It is believed that across all space and time, there’s a vibration – a low-frequency hum due to gravitational waves created by some of the most massive black holes, or from what happened right after the Big Bang. It is called the gravitational wave background, and a tentative detection of this signal might have finally happened.
The background is too faint to be observed with our current gravitational wave observatories, as these gravitational waves are light-year scale. So astronomers have to be inventive. The universe has provided them with incredible “clocks” for this task: millisecond pulsars.
These objects are an extreme version of neutron stars, the end product of some supernovae. Pulsars are neutron stars emitting beams of radiation as they rotate, acting a bit like a lighthouse if you’re staring at them in the right direction. Millisecond pulsars rotate hundreds of times per second and rotation is constant over a long time, making them precise clocks.
If gravitational waves pass between us and the pulsars, the timing of these pulses will be slightly altered, and that’s what the researchers looked for. Combining three data sets from The European Pulsar Timing Array (EPTA), the North American Nanohertz Observatory for Gravitational Waves (NANOGrav), and the Parkes Pulsar Timing Array in Australia (PPTA), the second data release of the International Pulsar Timing Array (IPTA) was published.
As reported in Monthly Notices of the Royal Astronomical Society, the signal looks like what’s expected for the gravitational wave background. However, currently, the analysis cannot prove that this is truly what is being seen and not something else, such as another source or mistakes in the modeling that have not been considered.

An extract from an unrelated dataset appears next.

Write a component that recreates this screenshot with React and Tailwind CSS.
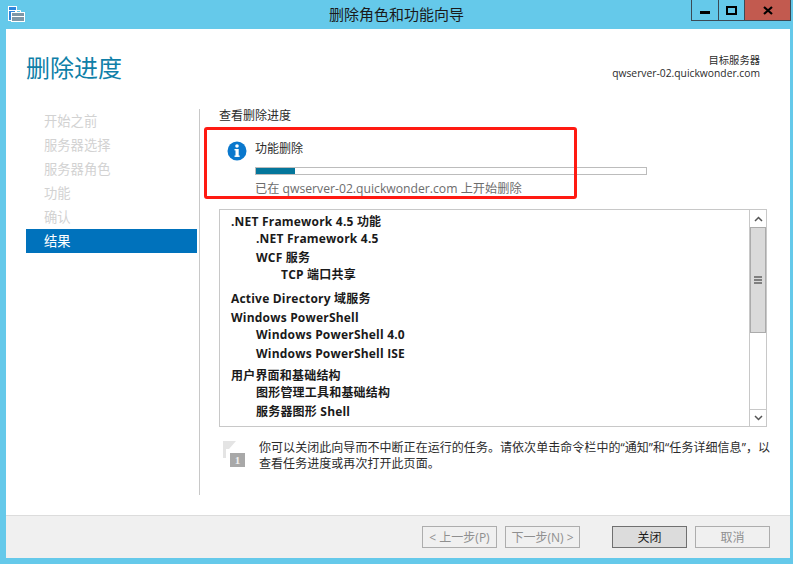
import React from "react";

const FONT = "font-['Open_Sans','Noto_Sans_CJK_SC',sans-serif]";

const navItems = ["开始之前", "服务器选择", "服务器角色", "功能", "确认", "结果"];

const rows = [
  { text: ".NET Framework 4.5 功能", cls: "pl-[11px]" },
  { text: ".NET Framework 4.5", cls: "pl-[36px]" },
  { text: "WCF 服务", cls: "pl-[36px] mt-[2px]" },
  { text: "TCP 端口共享", cls: "pl-[61px]" },
  { text: "Active Directory 域服务", cls: "pl-[11px] mt-[7px]" },
  { text: "Windows PowerShell", cls: "pl-[11px] mt-[2px]" },
  { text: "Windows PowerShell 4.0", cls: "pl-[36px]" },
  { text: "Windows PowerShell ISE", cls: "pl-[36px] mt-[2px]" },
  { text: "用户界面和基础结构", cls: "pl-[11px] mt-[5px]" },
  { text: "图形管理工具和基础结构", cls: "pl-[36px]" },
  { text: "服务器图形 Shell", cls: "pl-[36px] mt-[2px]" },
];

function TitleBar() {
  return (
    <div className="relative flex h-[29px] shrink-0 items-start">
      <svg className="ml-[8px] mt-[6px]" width="17" height="16" viewBox="0 0 17 16">
        <rect x="0.5" y="0.5" width="8" height="14" fill="#2f86dc" stroke="#fff" />
        <rect x="1" y="4" width="7" height="1" fill="#fff" />
        <rect x="3.5" y="6.5" width="13" height="9" fill="#7d97a8" stroke="#fff" />
        <path d="M7.5 6.5V4.5h5v2M3.5 10.5h13" fill="none" stroke="#fff" />
      </svg>
      <div className="absolute left-0 right-0 top-[5px] text-center text-[15px] leading-[19px] text-[#1a1a1a]">
        删除角色和功能向导
      </div>
      <div className="absolute right-[2px] top-0 flex h-[21px] border border-t-0 border-[#3b4a55]">
        <div className="flex w-[27px] items-center justify-center border-r border-[#3b4a55]">
          <div className="mt-[5px] h-[3px] w-[10px] bg-black" />
        </div>
        <div className="flex w-[26px] items-center justify-center border-r border-[#3b4a55]">
          <div className="h-[9px] w-[11px] border-2 border-black" />
        </div>
        <div className="flex w-[45px] items-center justify-center bg-[#c25a4f]">
          <svg width="10" height="9" viewBox="0 0 10 9">
            <path d="M1 1l8 7M9 1L1 8" stroke="#000" strokeWidth="2.2" />
          </svg>
        </div>
      </div>
    </div>
  );
}

function Sidebar() {
  return (
    <div className="w-[192px] shrink-0 pl-[20px]">
      {navItems.map((item) => {
        const active = item === "结果";
        return (
          <div
            key={item}
            className={
              active
                ? "flex h-[24px] w-[171px] items-center bg-[#0072bc] pl-[18px] pt-[2px] text-[13.3px] text-white"
                : "flex h-[24px] w-[171px] items-center pl-[18px] pt-[2px] text-[13.3px] text-[#d2d2d2]"
            }
          >
            {item}
          </div>
        );
      })}
    </div>
  );
}

function ListBox() {
  return (
    <div className="mt-[11px] flex h-[218px] w-[548px] border border-[#c8c8c8] bg-white">
      <div className="flex-1 pt-[3px] text-[12px] font-bold leading-[17px] tracking-[0.2px] text-[#1a1a1a]">
        {rows.map((row) => (
          <div key={row.text} className={row.cls}>
            {row.text}
          </div>
        ))}
      </div>
      <div className="flex w-[17px] flex-col border-l border-[#c8c8c8]">
        <div className="flex h-[17px] items-center justify-center">
          <svg width="9" height="6" viewBox="0 0 9 6">
            <path d="M1 5l3.5-3.5L8 5" fill="none" stroke="#555" strokeWidth="1.5" />
          </svg>
        </div>
        <div className="flex h-[106px] items-center justify-center border border-[#ababab] bg-[#dadada]">
          <div className="flex w-[8px] flex-col gap-[1px]">
            <div className="h-[2px] bg-[#7f7f7f]" />
            <div className="h-[2px] bg-[#7f7f7f]" />
            <div className="h-[2px] bg-[#7f7f7f]" />
          </div>
        </div>
        <div className="flex-1" />
        <div className="flex h-[17px] items-center justify-center border-t border-[#c8c8c8]">
          <svg width="9" height="6" viewBox="0 0 9 6">
            <path d="M1 1l3.5 3.5L8 1" fill="none" stroke="#555" strokeWidth="1.5" />
          </svg>
        </div>
      </div>
    </div>
  );
}

function Content() {
  return (
    <div className="ml-[1px] h-[386px] w-[568px] border-l border-[#c8c8c8] pl-[19px]">
      <div className="text-[12px] leading-[14px] text-[#2b2b2b]">查看删除进度</div>
      <div className="mt-[5px] h-[70px]">
        <div className="flex items-start pl-[8px] pt-[13px]">
          <svg width="20" height="20" viewBox="0 0 20 20">
            <circle cx="10" cy="10" r="9.5" fill="#0a78cd" />
            <rect x="8.5" y="8" width="3.2" height="7.5" fill="#fff" />
            <rect x="7.5" y="8" width="3" height="1.4" fill="#fff" />
            <rect x="7.5" y="14.5" width="5.2" height="1.4" fill="#fff" />
            <circle cx="10" cy="5" r="1.8" fill="#fff" />
          </svg>
          <div className="ml-[8px] w-[392px]">
            <div className="text-[12px] leading-[16px] text-[#2b2b2b]">功能删除</div>
            <div className="mt-[10px] h-[8px] border border-[#bcbcbc] bg-white">
              <div className="h-full w-[10%] bg-[#04769b]" />
            </div>
            <div className="mt-[6px] whitespace-nowrap text-[12.2px] leading-[16px] text-[#6d6d6d]">
              已在 qwserver-02.quickwonder.com 上开始删除
            </div>
          </div>
        </div>
      </div>
      <ListBox />
      <div className="mt-[13px] flex">
        <svg className="ml-[4px] shrink-0" width="23" height="27" viewBox="0 0 23 27">
          <path d="M0 1h13L6 9H3v9H0z" fill="#e4e4e4" />
          <rect x="7" y="13" width="15" height="14" fill="#a8a8a8" />
          <text x="14.5" y="24" textAnchor="middle" fontSize="11" fontWeight="bold" fill="#efefef" fontFamily="Liberation Serif, serif">1</text>
        </svg>
        <div className="ml-[13px] shrink-0 whitespace-pre text-[12px] leading-[16px] tracking-[0.05px] text-[#2b2b2b]">
          {"你可以关闭此向导而不中断正在运行的任务。请依次单击命令栏中的“通知”和“任务详细信息”，以\n查看任务进度或再次打开此页面。"}
        </div>
      </div>
    </div>
  );
}

function WizardButton({ label, tone }) {
  const styles = {
    disabled: "border-[#adadad] bg-[#f0f0f0] text-[#8f8f8f]",
    primary: "border-[#707070] bg-[#dcdcdc] text-[#1a1a1a]",
  };
  return (
    <div className={`flex h-[22px] w-[75px] items-center justify-center border pt-[1px] text-[12px] ${styles[tone]}`}>
      {label}
    </div>
  );
}

export default function App() {
  return (
    <div className={`relative flex h-[564px] w-[793px] flex-col overflow-hidden bg-[#65c9ea] ${FONT}`}>
      <TitleBar />
      <div className="ml-[6px] mr-[3px] flex flex-1 flex-col bg-white">
        <div className="flex h-[80px] shrink-0 justify-between pr-[30px]">
          <div className="pl-[20px] pt-[21px] text-[24px] leading-[36px] text-[#0f7fa8]">删除进度</div>
          <div className="pt-[25px] text-right text-[10.3px] leading-[13px] text-[#2b2b2b]">
            <div>目标服务器</div>
            <div>qwserver-02.quickwonder.com</div>
          </div>
        </div>
        <div className="flex flex-1">
          <Sidebar />
          <Content />
        </div>
        <div className="flex h-[43px] shrink-0 items-start justify-end gap-[8px] border-t border-[#dcdcdc] bg-[#f0f0f0] pr-[20px] pt-[10px]">
          <WizardButton label="< 上一步(P)" tone="disabled" />
          <WizardButton label="下一步(N) >" tone="disabled" />
          <div className="w-[16px]" />
          <WizardButton label="关闭" tone="primary" />
          <WizardButton label="取消" tone="disabled" />
        </div>
      </div>
      <div className="pointer-events-none absolute left-[204px] top-[127px] h-[72px] w-[373px] rounded-[3px] border-[3px] border-[#ff1a12]" />
      <div className="h-[6px] shrink-0" />
    </div>
  );
}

“This is a very exciting signal! Although we do not have definitive evidence yet, we may be beginning to detect a background of gravitational waves,” Dr Siyuan Chen, a member of the EPTA and NANOGrav, and the leader of the IPTA DR2 search and publication said in a statement.
A crucial find would be spatial correlations between pulsar pairs. If this background is there, pulsars signals should respond in certain specific ways depending on their position in space. To measure that, longer data collection is needed as well as more pulsars. In general, just bigger data sets should do the trick.
Thanks to data from radio observatory MeerKAT and from the Indian Pulsar Timing Array (InPTA), which just joined IPTA, the data sets will grow and the researchers are confident that they will be able to prove that this is the gravitational wave background.
“The first hint of a gravitational wave background would be a signal like that seen in the IPTA DR2. Then, with more data, the signal will become more significant and will show spatial correlations, at which point we will know it is a gravitational wave background. We are very much looking forward to contributing several years of new data to the IPTA for the first time, to help achieve a gravitational wave background detection,” explained Dr Bhal Chandra Joshi, a member of the InPTA.
Being able to measure this signal could be revolutionary to our understanding of the Universe. It can probe some of the most extreme events in the history of the cosmos.
“The detection of gravitational waves from a population of massive black hole binaries or from another cosmic source will give us unprecedented insights into how galaxy form and grow, or cosmological processes taking place in the infant universe,” Professor Alberto Vecchio, Director of the Institute for Gravitational Wave Astronomy at the University of Birmingham, and member of the EPTA. explained.
“A major international effort of the scale of IPTA is needed to reach this goal, and the next few years could bring us a golden age for these explorations of the universe.”